#### Exercise goal
Search the data below for the string "React". Extract every line that contains it.

-- begin Information provided --

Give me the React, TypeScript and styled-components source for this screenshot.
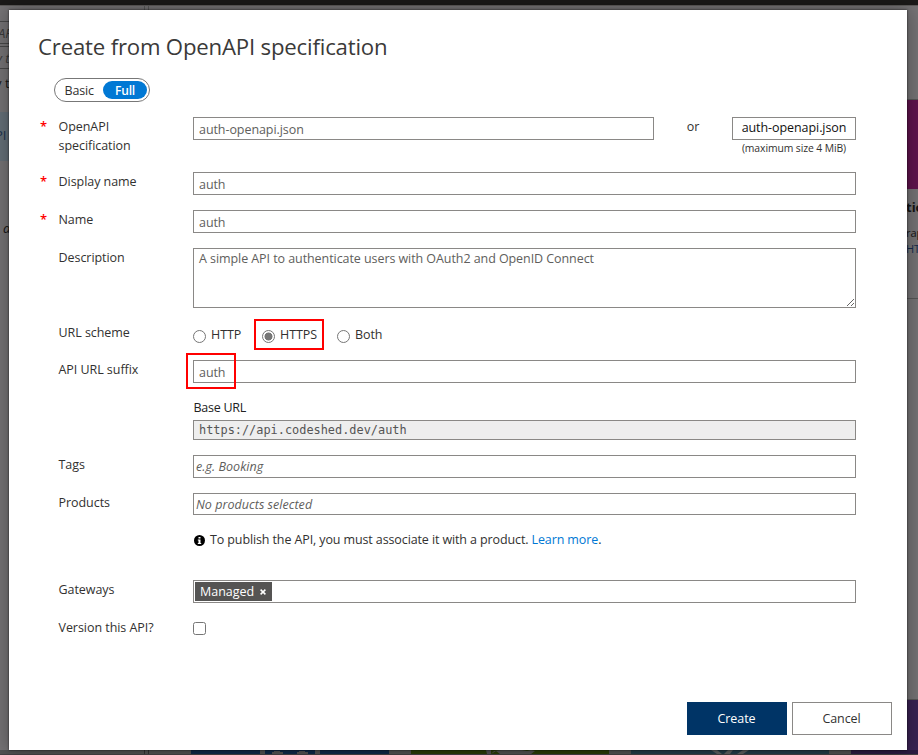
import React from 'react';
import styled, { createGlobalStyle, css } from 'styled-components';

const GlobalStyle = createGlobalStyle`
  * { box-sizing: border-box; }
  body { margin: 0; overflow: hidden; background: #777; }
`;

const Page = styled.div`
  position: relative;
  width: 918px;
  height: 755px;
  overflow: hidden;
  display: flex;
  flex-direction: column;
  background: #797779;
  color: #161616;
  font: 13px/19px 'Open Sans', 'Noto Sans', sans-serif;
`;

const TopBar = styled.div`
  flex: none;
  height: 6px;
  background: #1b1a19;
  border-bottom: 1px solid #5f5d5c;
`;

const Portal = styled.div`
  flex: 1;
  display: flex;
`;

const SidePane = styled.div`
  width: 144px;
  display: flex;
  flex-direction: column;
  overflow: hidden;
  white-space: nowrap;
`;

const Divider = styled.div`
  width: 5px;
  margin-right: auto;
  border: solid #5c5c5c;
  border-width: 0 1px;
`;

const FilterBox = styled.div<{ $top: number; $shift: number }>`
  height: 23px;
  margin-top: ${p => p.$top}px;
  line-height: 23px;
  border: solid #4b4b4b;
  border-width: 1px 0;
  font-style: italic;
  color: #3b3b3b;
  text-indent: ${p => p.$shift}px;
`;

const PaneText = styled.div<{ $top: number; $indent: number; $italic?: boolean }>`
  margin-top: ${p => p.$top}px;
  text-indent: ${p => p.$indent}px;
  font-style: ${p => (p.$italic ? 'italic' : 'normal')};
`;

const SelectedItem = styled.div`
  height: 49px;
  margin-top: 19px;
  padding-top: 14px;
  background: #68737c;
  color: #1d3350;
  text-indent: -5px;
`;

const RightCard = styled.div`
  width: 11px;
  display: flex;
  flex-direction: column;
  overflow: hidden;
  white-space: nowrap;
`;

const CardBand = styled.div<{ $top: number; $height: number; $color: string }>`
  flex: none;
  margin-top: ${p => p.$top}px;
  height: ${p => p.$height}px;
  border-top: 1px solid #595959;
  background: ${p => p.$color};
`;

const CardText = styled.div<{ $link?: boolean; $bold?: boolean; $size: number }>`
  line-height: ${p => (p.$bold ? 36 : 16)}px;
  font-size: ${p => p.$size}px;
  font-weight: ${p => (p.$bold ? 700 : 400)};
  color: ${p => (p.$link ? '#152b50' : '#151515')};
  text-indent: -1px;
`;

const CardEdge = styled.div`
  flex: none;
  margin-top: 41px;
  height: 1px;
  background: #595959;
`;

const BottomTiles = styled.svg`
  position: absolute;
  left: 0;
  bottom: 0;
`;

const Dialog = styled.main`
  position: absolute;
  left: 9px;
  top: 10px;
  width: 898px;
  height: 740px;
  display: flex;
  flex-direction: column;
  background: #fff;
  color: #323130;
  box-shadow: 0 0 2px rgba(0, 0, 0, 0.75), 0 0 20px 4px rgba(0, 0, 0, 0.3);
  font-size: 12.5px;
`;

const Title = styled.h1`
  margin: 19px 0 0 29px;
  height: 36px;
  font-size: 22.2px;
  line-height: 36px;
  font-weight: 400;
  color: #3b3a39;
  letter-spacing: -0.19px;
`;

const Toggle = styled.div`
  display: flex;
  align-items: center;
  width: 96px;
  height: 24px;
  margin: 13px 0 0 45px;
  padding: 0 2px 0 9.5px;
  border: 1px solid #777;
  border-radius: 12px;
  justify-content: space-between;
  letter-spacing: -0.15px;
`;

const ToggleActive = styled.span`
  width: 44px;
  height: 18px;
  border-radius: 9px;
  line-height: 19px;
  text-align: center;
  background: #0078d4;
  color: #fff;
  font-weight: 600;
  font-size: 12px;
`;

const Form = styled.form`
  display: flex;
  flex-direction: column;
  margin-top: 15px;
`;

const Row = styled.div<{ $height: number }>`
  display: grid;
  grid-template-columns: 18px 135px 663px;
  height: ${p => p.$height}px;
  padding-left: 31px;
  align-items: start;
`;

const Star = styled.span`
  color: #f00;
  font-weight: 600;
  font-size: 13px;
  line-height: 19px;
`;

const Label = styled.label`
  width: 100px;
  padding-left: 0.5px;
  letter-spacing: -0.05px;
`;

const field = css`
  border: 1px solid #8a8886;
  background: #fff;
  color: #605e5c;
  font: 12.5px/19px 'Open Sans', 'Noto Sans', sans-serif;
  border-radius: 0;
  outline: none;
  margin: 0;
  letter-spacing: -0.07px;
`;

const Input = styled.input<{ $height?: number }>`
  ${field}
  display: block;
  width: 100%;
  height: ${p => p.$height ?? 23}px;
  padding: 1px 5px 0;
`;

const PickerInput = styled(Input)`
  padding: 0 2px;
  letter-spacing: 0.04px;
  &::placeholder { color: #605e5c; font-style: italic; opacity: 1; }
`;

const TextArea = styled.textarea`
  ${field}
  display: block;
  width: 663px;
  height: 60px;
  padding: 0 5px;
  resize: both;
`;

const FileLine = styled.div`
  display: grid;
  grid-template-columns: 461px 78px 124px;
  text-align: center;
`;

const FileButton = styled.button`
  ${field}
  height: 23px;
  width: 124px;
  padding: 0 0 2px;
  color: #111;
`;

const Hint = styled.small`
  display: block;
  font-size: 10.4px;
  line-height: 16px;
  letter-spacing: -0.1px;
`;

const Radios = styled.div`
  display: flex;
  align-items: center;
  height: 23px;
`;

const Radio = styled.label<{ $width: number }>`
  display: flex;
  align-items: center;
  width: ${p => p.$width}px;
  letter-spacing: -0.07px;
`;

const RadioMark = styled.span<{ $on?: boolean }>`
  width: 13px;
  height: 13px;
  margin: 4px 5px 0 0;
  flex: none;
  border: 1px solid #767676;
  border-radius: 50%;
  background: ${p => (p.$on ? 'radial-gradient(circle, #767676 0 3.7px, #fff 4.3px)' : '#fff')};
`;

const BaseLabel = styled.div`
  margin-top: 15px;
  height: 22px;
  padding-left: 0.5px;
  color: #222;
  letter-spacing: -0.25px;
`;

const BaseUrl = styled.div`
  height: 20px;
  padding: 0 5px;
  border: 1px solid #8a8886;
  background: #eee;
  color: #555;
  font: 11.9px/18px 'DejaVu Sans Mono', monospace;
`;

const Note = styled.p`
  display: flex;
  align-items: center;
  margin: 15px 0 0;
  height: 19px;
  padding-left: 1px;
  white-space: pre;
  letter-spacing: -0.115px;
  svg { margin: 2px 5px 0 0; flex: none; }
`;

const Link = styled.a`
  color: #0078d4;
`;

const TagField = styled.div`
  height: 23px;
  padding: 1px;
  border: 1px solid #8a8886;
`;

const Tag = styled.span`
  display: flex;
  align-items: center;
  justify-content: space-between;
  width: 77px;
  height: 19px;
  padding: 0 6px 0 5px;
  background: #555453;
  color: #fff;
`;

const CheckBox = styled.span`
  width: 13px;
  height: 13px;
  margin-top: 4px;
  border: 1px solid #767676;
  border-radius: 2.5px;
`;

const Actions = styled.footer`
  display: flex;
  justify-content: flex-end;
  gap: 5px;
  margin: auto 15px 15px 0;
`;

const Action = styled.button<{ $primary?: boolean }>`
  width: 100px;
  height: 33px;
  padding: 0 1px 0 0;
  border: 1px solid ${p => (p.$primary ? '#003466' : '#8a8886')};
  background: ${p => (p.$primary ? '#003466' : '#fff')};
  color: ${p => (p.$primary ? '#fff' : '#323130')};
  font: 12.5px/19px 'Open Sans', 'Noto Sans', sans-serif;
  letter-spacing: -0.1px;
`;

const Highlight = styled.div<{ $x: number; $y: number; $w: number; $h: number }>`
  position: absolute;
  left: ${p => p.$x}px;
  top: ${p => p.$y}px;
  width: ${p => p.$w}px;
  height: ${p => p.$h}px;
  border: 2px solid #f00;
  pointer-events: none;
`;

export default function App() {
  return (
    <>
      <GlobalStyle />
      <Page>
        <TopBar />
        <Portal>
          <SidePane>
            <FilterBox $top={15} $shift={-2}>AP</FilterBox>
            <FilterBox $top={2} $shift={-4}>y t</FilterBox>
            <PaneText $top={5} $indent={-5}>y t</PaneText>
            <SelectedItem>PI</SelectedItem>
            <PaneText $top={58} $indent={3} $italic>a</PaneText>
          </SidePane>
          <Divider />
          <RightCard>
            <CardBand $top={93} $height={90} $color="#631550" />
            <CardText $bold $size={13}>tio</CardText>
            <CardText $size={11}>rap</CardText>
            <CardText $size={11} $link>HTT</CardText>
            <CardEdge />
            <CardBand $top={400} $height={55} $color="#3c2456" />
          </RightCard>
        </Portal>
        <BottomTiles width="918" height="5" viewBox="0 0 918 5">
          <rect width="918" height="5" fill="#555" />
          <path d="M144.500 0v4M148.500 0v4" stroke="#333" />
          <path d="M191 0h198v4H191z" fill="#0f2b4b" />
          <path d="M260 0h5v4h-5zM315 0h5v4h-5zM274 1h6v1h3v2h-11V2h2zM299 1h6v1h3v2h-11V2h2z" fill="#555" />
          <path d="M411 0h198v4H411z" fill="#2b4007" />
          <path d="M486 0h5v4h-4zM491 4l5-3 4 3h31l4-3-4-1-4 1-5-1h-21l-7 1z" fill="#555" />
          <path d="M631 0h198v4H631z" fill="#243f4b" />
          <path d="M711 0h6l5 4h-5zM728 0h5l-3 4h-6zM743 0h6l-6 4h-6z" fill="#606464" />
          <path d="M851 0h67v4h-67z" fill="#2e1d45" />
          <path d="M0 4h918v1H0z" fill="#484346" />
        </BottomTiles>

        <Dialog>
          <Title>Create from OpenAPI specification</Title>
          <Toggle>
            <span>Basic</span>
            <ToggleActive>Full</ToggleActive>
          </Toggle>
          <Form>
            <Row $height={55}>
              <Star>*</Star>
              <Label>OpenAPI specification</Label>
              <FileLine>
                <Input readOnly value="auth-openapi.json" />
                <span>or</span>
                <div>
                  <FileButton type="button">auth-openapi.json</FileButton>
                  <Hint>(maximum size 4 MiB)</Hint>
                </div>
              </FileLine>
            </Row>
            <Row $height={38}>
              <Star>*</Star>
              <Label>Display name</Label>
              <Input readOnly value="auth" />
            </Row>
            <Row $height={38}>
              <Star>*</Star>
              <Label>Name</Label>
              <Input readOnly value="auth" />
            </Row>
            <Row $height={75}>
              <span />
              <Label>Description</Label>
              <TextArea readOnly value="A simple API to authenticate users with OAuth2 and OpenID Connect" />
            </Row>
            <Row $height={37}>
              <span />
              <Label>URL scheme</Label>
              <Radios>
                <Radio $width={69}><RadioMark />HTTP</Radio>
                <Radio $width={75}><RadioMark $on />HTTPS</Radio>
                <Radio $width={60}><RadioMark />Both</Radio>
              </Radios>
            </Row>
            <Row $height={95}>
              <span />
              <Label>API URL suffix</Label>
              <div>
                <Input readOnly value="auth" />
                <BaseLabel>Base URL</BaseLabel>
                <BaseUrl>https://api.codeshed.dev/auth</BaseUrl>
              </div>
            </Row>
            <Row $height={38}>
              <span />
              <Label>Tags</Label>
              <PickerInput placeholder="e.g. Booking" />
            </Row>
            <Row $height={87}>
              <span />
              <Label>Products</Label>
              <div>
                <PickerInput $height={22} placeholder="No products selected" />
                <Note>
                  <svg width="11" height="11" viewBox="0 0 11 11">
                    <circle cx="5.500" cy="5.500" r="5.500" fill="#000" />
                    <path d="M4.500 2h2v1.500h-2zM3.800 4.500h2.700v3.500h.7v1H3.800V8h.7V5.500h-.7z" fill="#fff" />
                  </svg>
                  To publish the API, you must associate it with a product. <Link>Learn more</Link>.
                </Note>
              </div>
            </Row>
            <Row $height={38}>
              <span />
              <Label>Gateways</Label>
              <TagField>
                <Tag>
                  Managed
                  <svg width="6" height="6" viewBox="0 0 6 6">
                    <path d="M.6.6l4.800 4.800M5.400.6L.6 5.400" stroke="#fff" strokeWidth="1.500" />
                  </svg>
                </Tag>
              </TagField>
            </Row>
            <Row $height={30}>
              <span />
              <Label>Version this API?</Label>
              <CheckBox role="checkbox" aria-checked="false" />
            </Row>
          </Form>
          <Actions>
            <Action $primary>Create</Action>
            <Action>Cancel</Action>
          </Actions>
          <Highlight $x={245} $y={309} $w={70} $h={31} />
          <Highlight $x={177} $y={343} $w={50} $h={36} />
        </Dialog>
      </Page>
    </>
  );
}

-- end Information provided --

#### Solved exercise
Give me the React, TypeScript and styled-components source for this screenshot.
import React from 'react';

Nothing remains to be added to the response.